Poland to open museum honouring Poles who saved Jews
Warsaw: A museum honouring Poles who saved Jews during the Holocaust will open next week in the southeastern village of Markowa, where Nazis killed a family of Poles for harbouring Jews, organisers said Tuesday.
"A photo covered in drops of the victims' blood is one of the most moving items that we have at the museum," its director Mateusz Szpytma told reporters. Nazi-occupied Poland was the only country in which the Germans had decreed that citizens risked death for helping Jews during World War II.
More than 6,600 Poles have been honoured as "Righteous Among the Nations" by Israel's Yad Vashem institute, the title given to non-Jews who stood up to Nazi genocide -- outnumbering any other nationality.
On March 24, 1944, the Nazis killed Jozef and Wiktoria Ulma and their six children -- aged one to eight -- as well as the family of eight Jews that they had harboured for more than a year in Markowa.
The history of the family has become a symbol of the "many heroes who, without weapons, stood up to the Nazi regime," said Dariusz Stola, director of the Warsaw-based Museum of the History of Polish Jews.
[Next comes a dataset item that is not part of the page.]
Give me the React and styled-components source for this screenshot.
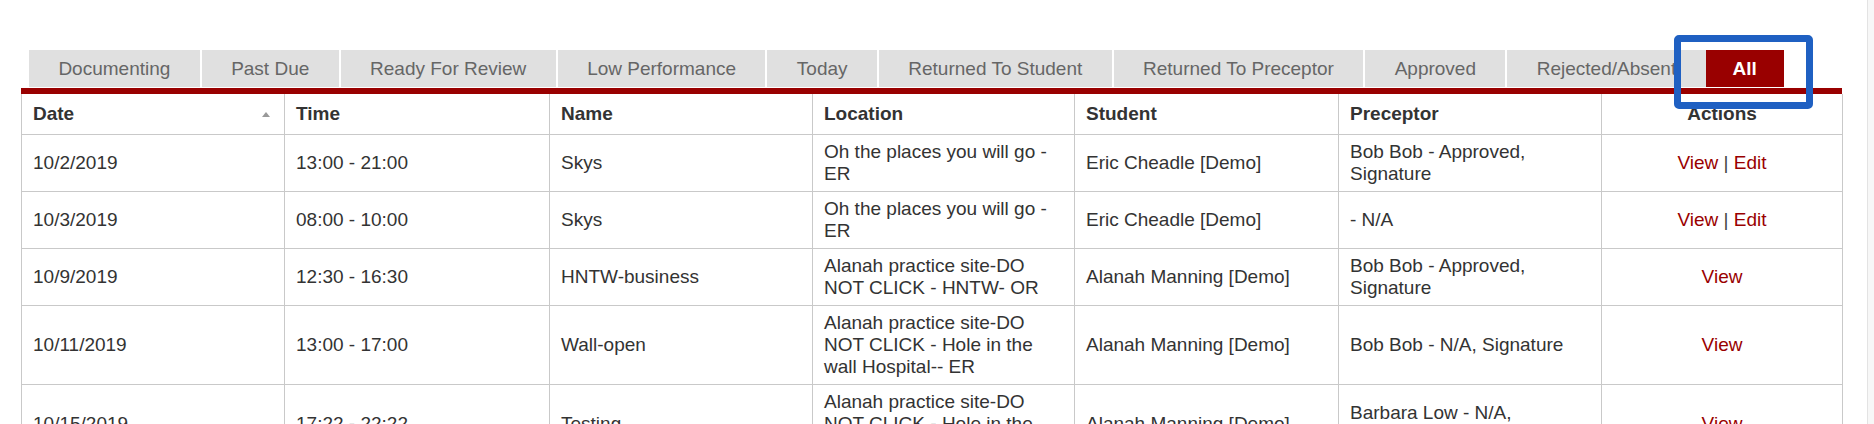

The Ulmas posthumously received the "Righteous Among the Nations" honour.
The idea for the museum was born as a counterweight to revelations made by US historian Jan Gross in 2000. In his book "Neighbours" he revealed that in 1941 several hundred Jews were massacred by their Polish neighbours in the town of Jedwabne.
"We know full well that during the war, people had all sorts of attitudes towards Jews," said Szpytma, adding that the museum provides that historical context.